Any thoughts or creative input would be greatly appreciated.

- Newcomer

Posted by: loanuniverse Nov 17 2004, 10:07 AM
I think that there are several things that you need to consider.

The value of each piece needs to be determined. Because you are buying a bundle {both an existing apartment building and partially developed land}, the valuation of the property is difficult. You need to find the value of each piece as you might be able to sell the land or the building and keep one piece using the proceeds of one to pay off the investor totally or partially.

Here is where it gets tricky because the lender will probably want all proceeds of such sale to be used to “pay down” the loan specially if you are using one facility to purchase both. On the other hand, using two facilities will probably get you into a higher loan-to-value for the land portion.

Using your NOI number and adjusting it downward by a 5% vacancy {I am assuming you did not} you get a rough estimate for the building using the income approach of $2.9MM to $4.6MM {I used 10% and 8% cap rates for the range}. I would not like to estimate the land because that is based mostly on sales comparison. It would have helped if you had mentioned the purchase price.

The selling of a portion would works only if the lender is willing to do a partial release of collateral, which some lenders are sometimes unwilling to do as it might leave them at a higher loan-to-value than desired or with the least desirable piece.

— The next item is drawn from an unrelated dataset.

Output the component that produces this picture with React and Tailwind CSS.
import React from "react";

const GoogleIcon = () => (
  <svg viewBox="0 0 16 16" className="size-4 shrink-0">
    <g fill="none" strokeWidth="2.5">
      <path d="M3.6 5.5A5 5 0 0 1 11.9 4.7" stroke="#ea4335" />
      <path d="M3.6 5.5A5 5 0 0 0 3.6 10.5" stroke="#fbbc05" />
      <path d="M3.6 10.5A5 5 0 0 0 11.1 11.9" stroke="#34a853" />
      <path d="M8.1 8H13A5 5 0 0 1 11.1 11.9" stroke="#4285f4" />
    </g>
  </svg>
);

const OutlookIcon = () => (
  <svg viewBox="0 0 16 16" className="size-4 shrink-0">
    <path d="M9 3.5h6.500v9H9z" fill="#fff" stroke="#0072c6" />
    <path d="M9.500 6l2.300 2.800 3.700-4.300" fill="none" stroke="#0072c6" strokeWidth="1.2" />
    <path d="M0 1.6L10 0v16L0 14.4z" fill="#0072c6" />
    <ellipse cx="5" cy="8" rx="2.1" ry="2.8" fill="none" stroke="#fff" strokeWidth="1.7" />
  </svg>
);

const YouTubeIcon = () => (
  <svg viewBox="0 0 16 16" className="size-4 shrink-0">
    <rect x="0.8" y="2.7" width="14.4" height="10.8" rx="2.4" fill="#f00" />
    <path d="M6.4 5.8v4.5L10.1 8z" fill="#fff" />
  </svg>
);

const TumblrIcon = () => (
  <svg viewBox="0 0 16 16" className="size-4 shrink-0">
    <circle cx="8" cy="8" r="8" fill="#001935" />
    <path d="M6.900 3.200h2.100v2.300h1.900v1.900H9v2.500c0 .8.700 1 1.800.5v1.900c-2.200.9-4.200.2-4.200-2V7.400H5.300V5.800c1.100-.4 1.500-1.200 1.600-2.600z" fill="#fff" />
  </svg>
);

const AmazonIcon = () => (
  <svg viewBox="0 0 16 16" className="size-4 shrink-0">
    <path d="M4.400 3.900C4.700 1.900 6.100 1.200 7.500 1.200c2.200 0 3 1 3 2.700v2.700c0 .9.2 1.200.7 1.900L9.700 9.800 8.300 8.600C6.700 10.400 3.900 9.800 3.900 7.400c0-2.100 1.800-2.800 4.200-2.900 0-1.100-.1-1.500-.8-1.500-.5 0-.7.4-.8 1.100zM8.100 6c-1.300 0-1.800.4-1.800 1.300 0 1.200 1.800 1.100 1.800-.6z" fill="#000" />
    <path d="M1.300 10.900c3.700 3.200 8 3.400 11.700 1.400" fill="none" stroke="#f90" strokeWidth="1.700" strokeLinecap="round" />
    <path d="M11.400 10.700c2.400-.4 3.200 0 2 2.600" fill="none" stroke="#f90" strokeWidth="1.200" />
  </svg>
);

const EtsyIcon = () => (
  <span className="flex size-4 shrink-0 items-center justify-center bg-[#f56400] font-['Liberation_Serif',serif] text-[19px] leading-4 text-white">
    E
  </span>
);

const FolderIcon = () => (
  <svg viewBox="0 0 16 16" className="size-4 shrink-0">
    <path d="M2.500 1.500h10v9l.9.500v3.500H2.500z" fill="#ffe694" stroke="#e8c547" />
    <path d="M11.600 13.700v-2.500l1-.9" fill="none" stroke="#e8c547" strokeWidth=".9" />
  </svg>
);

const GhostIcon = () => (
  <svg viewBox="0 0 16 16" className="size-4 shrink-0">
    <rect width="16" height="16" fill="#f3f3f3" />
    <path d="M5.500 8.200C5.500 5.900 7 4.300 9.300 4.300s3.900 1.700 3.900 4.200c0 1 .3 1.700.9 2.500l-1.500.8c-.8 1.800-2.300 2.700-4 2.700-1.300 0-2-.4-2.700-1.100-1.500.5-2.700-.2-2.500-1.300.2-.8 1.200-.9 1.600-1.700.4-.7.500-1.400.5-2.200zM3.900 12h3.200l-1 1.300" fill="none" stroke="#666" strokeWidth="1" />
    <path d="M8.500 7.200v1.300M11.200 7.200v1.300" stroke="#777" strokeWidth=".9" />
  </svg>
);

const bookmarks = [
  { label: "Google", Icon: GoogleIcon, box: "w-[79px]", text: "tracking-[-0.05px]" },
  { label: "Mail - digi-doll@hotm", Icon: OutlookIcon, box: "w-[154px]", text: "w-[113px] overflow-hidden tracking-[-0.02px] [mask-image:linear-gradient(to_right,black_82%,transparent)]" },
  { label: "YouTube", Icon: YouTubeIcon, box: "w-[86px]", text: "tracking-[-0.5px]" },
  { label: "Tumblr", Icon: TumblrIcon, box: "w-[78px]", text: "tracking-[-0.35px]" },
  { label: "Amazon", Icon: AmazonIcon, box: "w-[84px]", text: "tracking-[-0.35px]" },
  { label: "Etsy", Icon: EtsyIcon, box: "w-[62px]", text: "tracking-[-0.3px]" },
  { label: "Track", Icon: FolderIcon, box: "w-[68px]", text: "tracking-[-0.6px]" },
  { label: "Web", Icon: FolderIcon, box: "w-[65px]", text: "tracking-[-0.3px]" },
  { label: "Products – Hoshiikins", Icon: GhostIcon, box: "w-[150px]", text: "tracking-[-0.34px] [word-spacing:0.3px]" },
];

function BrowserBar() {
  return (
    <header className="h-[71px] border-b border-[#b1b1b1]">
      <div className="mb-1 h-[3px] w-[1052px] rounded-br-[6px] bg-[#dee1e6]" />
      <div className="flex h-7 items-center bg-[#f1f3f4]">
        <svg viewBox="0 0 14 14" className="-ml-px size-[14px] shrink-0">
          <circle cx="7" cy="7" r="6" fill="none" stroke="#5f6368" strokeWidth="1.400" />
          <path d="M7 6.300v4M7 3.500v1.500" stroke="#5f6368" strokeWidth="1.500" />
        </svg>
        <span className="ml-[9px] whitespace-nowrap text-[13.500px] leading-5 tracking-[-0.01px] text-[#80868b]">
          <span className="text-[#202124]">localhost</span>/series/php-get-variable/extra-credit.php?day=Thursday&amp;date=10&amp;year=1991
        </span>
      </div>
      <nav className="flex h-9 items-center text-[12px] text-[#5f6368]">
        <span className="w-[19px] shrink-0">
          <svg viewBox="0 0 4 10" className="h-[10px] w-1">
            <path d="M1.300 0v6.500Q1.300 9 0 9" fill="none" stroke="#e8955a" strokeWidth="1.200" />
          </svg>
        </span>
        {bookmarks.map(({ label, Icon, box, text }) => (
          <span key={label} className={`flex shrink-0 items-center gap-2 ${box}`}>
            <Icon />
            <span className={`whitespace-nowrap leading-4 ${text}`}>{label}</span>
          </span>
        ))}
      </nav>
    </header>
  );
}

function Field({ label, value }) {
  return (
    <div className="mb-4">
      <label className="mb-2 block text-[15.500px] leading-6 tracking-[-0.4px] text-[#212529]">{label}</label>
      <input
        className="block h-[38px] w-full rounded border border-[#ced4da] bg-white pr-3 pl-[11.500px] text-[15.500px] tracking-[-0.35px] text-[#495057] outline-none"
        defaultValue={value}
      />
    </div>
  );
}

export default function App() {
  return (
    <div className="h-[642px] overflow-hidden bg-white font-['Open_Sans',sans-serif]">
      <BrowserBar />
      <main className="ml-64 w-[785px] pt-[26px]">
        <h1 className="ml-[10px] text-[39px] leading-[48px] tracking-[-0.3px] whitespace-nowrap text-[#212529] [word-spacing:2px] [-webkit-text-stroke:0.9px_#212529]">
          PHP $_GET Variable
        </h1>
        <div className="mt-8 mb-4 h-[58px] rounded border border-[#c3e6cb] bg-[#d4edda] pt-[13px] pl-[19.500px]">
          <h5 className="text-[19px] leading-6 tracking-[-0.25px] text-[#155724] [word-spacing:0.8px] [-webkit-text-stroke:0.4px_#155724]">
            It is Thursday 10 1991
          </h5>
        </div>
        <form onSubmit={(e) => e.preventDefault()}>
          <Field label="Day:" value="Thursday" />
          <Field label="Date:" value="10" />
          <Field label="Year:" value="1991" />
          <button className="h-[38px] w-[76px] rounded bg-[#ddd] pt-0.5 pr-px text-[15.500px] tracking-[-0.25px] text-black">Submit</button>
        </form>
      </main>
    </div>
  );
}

Using the investors money and cashing him out later seems like a good idea, but how is this investor coming in? Is it going to be an equity partner or a lender or both? You probably want him to come in as a lender so that he does not have any claim on the upside, but the bank is going to want to see repayment for both loans coming from cash flow. Taking into consideration that a portion of the property is not producing cash flow, I would think that paying the first loan will be difficult, and paying a combined debt service will be next to impossible.

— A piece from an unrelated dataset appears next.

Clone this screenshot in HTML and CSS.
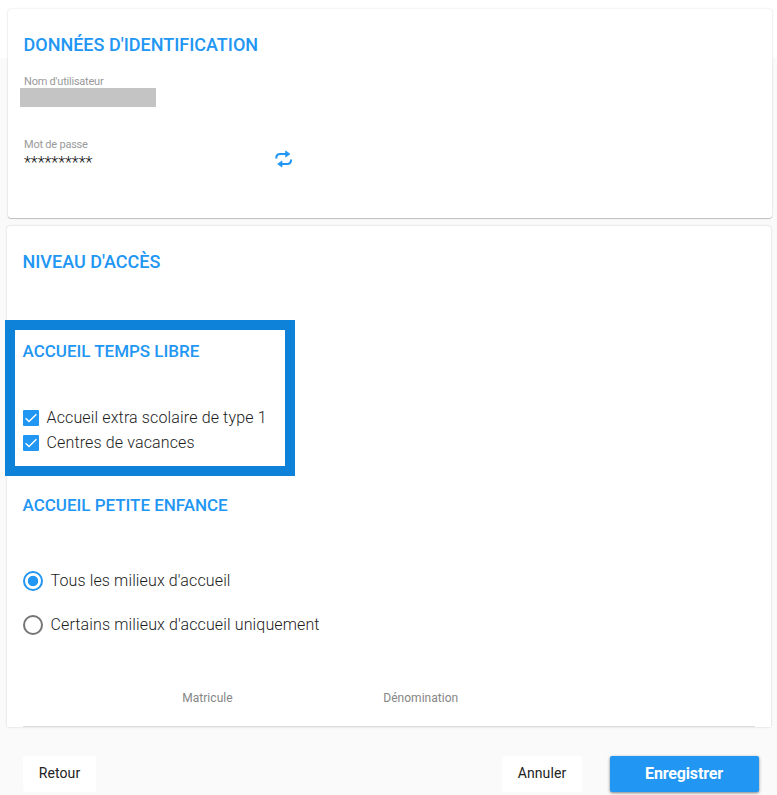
FILE: index.html
```html
<!DOCTYPE html>
<html lang="fr">
<head>
<meta charset="utf-8">
<title>Données d'identification</title>
<link rel="stylesheet" href="styles.css">
</head>
<body>
<main class="page">
  <section class="card identity">
    <h2 class="title">DONNÉES D'IDENTIFICATION</h2>
    <div class="label">Nom d'utilisateur</div>
    <div class="masked"></div>
    <div class="label password-label">Mot de passe</div>
    <div class="password-row">
      <span class="password">**********</span>
      <svg class="refresh" viewBox="0 0 18 18" width="18" height="18">
        <path d="M1.3 8.6V8Q1.3 4 5.2 4H11M16 9.4V10Q16 14 12.1 14H6.4" fill="none" stroke="currentColor" stroke-width="2.1"/>
        <path d="M10.6 .9L15 4L10.6 7.1zM7 10.9L2.6 14L7 17.1z" fill="currentColor" stroke="currentColor" stroke-width=".7"/>
      </svg>
    </div>
  </section>

  <section class="card access">
    <h2 class="title">NIVEAU D'ACCÈS</h2>
    <div class="highlight">
      <h3 class="subtitle">ACCUEIL TEMPS LIBRE</h3>
      <div class="checks">
        <div class="check"><svg class="box" viewBox="0 0 16 16" width="16" height="16"><rect width="16" height="16" rx="1" fill="#2196f3"/><path d="M2.6 8.2L6 11.5L13.4 4.2" fill="none" stroke="#fff" stroke-width="1.4"/></svg><span>Accueil extra scolaire de type 1</span></div>
        <div class="check"><svg class="box" viewBox="0 0 16 16" width="16" height="16"><rect width="16" height="16" rx="1" fill="#2196f3"/><path d="M2.6 8.2L6 11.5L13.4 4.2" fill="none" stroke="#fff" stroke-width="1.4"/></svg><span>Centres de vacances</span></div>
      </div>
    </div>
    <h3 class="subtitle childhood">ACCUEIL PETITE ENFANCE</h3>
    <div class="radio"><span class="dot selected"></span><span class="choice">Tous les milieux d'accueil</span></div>
    <div class="radio"><span class="dot"></span><span class="choice">Certains milieux d'accueil uniquement</span></div>
    <div class="table-head"><span class="c1">Matricule</span><span class="c2">Dénomination</span></div>
  </section>

  <footer class="actions">
    <button class="btn back">Retour</button>
    <button class="btn cancel">Annuler</button>
    <button class="btn save">Enregistrer</button>
  </footer>
</main>
</body>
</html>
```
FILE: styles.css
```css
* { box-sizing: border-box; }
body {
  margin: 0;
  height: 795px;
  overflow: hidden;
  background: linear-gradient(#fff 58px, #fafafa 58px);
  font-family: Roboto, sans-serif;
  color: #1c1c1c;
}
h2, h3 { margin: 0; font-weight: 500; color: #2196f3; }
.page { padding-top: 9px; }
.card {
  display: flow-root;
  background: #fff;
  border-radius: 3px;
}
.identity {
  width: 764px;
  height: 209px;
  margin-left: 8px;
  padding: 25px 15px 0 16px;
  box-shadow: 0 1px 1px rgba(0, 0, 0, .2), 0 0 2px rgba(0, 0, 0, .16);
}
.title { margin-left: -.5px; font-size: 18px; line-height: 22px; }
.label { font-size: 11px; line-height: 14px; font-weight: 400; color: #999; margin-top: 19px; letter-spacing: -.22px; }
.masked { width: 136px; height: 19px; margin: -1px 0 0 -4px; background: #c4c4c4; }
.password-label { margin-top: 31px; }
.password-row { display: flex; height: 18px; align-items: center; margin-top: -2px; }
.password { width: 251px; margin-top: 7px; font-size: 16px; line-height: 18px; font-weight: 300; color: #111; letter-spacing: .05px; }
.refresh { color: #2196f3; flex: none; }
.access {
  width: 764px;
  height: 501px;
  margin: 8px 0 0 7px;
  padding: 25px 16px 0;
  border-radius: 3px 3px 0 0;
  box-shadow: 0 0 2px rgba(0, 0, 0, .22);
}
.highlight {
  width: 290px;
  height: 156px;
  margin: 47px 0 0 -18px;
  padding: 11px 0 0 7.5px;
  border: 10px solid #0d82d8;
}
.subtitle { font-size: 17px; line-height: 21px; letter-spacing: -.02px; }
.checks { margin: 43px 0 0 .5px; }
.check { display: flex; height: 25px; align-items: center; font-size: 16px; font-weight: 300; letter-spacing: .14px; }
.box { margin-right: 7.5px; }
.childhood { margin: 19px 0 43px -.5px; }
.radio { display: flex; height: 44px; align-items: center; font-size: 16px; font-weight: 300; letter-spacing: .13px; }
.choice { padding-bottom: 2px; }
.dot { width: 20px; height: 20px; margin-right: 7.5px; border: 2px solid #757575; border-radius: 50%; }
.selected { border-color: #2196f3; background: radial-gradient(circle, #2196f3 4.8px, transparent 5.6px); }
.table-head {
  display: grid;
  grid-template-columns: 159.25px 201px 1fr;
  height: 60px;
  margin-top: 20px;
  padding-top: 23px;
  border-bottom: 1px solid #ddd;
  font-size: 12px;
  line-height: 16px;
  color: #868686;
  font-weight: 400;
  letter-spacing: .03px;
}
.c1 { grid-column: 2; }
.actions { display: flex; margin-top: 29px; padding: 0 18px 0 23px; }
.btn {
  height: 36px;
  padding: 0;
  border: 0;
  border-radius: 3px;
  background: #fff;
  font: 400 14px/34px Roboto, sans-serif;
  letter-spacing: .1px;
  color: #222;
}
.back, .cancel { padding-bottom: 2px; }
.back { width: 73px; }
.cancel { width: 80px; margin-left: auto; }
.save {
  width: 149px;
  margin-left: 28px;
  padding-right: 1px;
  border-radius: 2px;
  background: #2196f3;
  box-shadow: 0 1px 3px rgba(0, 0, 0, .5);
  color: #fff;
  font-size: 16px;
  font-weight: 700;
  letter-spacing: -.15px;
}
```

This means that he is going to have to come in as an equity investor, but you might want to consult an attorney about some kind of agreement that you can make on the side with him where you can buy him out either with a refinancing, the sale of one of a piece of the property or gradually as cash flow comes in. You might want to ask the attorney about a way to make sure that the investor does not have a claim on the upside and his earnings are limited to whatever you two agree.

You are counting on too much appreciation if you think you can cash him out in 3 years Assuming that your cash flow is going to be tight, due to the ongoing payments to your investor. In 3 years at a 4% compounded appreciation, you will end up with {1.04 X 1.04 X 1.04 = 1.125}. Refinancing then at 80% loan-to-value will only get you 93% of today’s purchase price. You are probably going to have to wait at least 5 and probably 6 years to cash him out.

That is it off the top of my head, I am going to a meeting right now will take a look at it some more when I get a chance later. If you come up with more questions post them here.

Posted by: Newcomer Nov 17 2004, 11:49 AM
Thank you Admin. I appreciate your thoughts.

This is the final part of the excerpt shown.